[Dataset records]
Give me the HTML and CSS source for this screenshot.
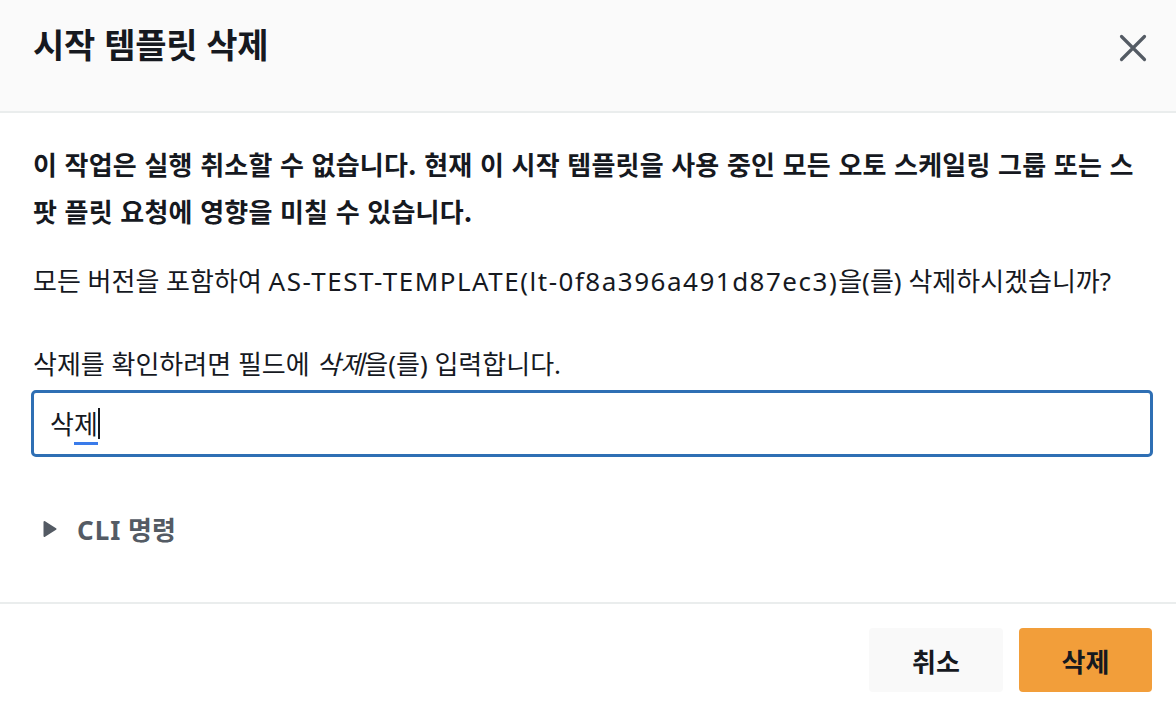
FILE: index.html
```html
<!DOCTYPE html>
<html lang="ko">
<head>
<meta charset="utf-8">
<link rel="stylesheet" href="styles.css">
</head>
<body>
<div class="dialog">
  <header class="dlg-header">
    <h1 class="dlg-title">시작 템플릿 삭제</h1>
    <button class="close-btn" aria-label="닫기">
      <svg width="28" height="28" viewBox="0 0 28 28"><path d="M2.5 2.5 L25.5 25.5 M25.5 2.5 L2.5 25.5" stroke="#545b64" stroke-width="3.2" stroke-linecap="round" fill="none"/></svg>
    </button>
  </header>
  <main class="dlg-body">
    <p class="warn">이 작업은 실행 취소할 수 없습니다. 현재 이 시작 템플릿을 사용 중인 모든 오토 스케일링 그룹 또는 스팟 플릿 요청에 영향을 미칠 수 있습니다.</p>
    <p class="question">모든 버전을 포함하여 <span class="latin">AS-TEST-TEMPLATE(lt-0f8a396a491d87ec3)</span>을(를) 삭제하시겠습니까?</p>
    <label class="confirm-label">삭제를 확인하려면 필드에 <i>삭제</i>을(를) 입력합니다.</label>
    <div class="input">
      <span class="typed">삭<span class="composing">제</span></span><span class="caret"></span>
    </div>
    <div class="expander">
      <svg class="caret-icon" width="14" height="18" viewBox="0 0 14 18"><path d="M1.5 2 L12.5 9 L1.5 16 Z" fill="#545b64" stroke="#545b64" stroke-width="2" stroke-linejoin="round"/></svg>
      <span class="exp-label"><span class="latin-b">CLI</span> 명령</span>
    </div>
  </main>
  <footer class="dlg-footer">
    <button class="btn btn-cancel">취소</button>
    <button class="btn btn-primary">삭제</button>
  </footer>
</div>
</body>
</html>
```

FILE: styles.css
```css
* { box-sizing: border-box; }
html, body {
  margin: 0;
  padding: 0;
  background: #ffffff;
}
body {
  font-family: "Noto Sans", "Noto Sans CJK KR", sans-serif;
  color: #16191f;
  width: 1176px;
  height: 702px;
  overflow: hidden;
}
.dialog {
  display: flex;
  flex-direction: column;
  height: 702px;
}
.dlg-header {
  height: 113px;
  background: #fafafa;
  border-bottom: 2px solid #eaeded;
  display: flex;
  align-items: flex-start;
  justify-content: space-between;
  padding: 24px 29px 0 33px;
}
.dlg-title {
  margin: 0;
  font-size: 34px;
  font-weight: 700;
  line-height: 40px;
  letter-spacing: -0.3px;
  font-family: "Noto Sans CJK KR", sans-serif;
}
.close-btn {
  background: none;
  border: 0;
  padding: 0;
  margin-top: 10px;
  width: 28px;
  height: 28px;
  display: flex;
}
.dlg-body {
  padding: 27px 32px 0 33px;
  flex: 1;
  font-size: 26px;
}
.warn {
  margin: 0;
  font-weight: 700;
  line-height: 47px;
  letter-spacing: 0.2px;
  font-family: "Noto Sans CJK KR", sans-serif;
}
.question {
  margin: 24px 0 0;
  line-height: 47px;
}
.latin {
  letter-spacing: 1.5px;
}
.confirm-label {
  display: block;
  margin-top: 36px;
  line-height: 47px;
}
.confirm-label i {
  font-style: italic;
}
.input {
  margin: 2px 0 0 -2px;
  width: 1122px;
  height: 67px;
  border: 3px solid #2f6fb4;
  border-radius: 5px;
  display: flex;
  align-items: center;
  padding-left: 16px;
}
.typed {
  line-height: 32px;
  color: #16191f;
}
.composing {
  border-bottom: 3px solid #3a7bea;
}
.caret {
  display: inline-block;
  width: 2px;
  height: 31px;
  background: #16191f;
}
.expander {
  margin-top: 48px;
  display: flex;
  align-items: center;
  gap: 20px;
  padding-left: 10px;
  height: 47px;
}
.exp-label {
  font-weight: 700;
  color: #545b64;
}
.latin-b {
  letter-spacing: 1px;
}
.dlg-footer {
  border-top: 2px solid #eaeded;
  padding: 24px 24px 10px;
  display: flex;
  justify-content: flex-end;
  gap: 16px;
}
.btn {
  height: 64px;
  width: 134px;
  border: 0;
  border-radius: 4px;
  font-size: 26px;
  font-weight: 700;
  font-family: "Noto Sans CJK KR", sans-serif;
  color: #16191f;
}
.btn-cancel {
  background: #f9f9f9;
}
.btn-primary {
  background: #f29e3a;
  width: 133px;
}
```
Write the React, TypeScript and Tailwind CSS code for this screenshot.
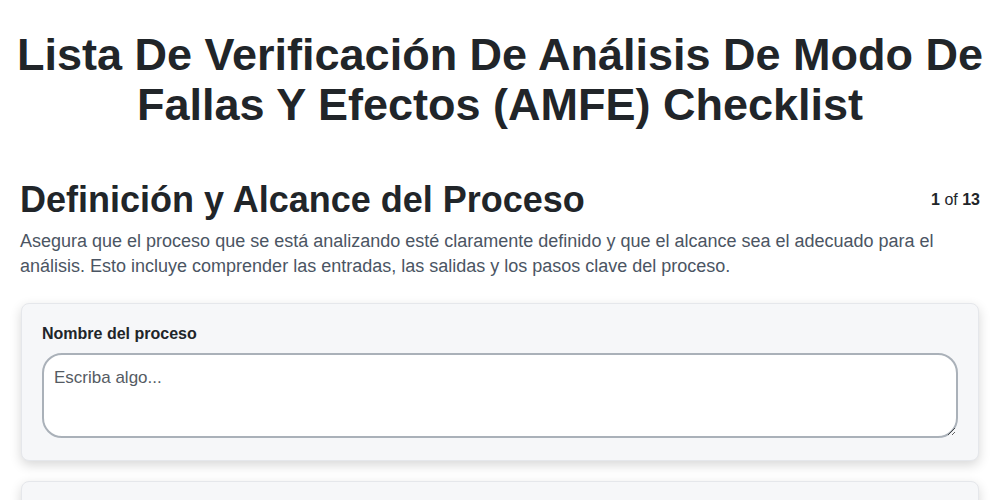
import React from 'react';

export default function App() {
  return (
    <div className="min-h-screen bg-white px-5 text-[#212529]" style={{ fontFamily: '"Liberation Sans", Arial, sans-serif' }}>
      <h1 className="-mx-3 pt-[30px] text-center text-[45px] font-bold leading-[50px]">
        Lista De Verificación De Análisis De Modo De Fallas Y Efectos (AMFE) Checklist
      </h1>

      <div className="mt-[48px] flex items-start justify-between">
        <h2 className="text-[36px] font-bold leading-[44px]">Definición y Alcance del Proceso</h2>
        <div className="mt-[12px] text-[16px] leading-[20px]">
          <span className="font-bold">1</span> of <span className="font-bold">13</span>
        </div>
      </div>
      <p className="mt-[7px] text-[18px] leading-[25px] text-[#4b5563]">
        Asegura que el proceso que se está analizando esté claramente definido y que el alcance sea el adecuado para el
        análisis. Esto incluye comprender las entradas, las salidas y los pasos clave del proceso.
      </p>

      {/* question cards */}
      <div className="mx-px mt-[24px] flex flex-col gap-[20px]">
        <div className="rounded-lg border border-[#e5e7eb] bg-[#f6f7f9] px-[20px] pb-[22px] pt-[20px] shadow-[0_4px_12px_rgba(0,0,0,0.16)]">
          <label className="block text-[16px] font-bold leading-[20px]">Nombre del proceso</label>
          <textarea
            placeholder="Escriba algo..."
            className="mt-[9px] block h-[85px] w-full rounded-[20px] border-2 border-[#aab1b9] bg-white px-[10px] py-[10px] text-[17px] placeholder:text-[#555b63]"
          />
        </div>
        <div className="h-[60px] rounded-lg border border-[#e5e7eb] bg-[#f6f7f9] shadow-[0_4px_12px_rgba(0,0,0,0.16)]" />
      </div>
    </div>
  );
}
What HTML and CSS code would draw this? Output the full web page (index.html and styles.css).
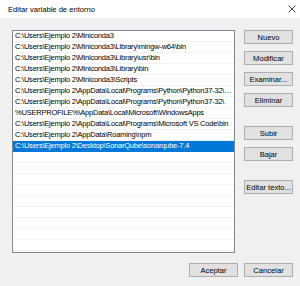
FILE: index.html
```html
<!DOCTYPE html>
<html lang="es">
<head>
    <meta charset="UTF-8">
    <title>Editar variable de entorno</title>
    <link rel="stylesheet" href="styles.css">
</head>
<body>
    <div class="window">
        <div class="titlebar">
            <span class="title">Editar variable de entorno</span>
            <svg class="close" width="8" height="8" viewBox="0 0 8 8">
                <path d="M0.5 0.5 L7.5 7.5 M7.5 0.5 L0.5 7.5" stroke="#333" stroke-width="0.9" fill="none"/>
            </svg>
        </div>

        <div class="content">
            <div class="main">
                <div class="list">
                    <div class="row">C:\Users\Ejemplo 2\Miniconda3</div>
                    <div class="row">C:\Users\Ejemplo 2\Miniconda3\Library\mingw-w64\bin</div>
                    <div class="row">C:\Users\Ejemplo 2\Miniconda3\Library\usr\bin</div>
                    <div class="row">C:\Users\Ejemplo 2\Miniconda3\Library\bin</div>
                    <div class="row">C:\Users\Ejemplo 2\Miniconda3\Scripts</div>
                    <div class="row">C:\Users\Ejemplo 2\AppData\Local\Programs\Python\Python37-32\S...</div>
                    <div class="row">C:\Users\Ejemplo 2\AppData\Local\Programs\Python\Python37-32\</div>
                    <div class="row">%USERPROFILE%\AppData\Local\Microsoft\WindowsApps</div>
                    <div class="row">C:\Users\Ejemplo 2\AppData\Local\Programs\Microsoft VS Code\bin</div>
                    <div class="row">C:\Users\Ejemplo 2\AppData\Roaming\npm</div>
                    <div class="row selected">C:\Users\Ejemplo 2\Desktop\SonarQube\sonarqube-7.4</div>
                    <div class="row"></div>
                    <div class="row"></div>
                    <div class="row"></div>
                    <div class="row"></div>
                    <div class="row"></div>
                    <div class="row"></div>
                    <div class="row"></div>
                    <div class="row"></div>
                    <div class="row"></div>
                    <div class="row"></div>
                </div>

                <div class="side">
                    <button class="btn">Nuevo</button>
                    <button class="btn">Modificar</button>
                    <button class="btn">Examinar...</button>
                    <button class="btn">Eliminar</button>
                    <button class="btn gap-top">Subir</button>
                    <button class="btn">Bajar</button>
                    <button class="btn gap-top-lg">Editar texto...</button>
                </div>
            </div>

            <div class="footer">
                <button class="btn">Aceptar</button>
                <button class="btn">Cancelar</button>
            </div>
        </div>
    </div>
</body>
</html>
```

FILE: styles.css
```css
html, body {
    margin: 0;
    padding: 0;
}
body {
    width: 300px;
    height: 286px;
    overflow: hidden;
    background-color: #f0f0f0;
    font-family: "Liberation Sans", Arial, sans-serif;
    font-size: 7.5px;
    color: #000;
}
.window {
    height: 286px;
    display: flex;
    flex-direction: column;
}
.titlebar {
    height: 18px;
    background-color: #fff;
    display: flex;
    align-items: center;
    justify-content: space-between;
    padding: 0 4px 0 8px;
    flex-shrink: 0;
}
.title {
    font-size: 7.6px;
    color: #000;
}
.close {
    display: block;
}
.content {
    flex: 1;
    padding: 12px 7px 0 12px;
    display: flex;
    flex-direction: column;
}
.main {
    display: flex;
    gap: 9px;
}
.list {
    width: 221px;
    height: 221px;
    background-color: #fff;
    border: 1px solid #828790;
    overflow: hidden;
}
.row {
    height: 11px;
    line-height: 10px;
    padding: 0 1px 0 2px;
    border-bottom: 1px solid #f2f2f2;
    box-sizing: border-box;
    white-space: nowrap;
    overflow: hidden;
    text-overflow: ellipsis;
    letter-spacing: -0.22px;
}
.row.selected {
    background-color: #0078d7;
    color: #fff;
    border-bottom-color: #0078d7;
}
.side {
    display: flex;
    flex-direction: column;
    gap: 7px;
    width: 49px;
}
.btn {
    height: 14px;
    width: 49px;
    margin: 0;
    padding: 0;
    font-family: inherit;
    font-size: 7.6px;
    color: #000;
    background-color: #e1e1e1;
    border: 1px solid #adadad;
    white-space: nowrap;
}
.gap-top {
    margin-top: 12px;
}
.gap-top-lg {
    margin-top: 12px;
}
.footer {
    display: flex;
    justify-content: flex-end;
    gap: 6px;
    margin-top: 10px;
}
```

→ Stated goal
For the material above, give again only the lines starting at the line that contains "Write the React, TypeScript" and ending at the line that contains "import React from 'react';". Pictures do not belong in the copy.

→ Task answer
Write the React, TypeScript and Tailwind CSS code for this screenshot.
import React from 'react';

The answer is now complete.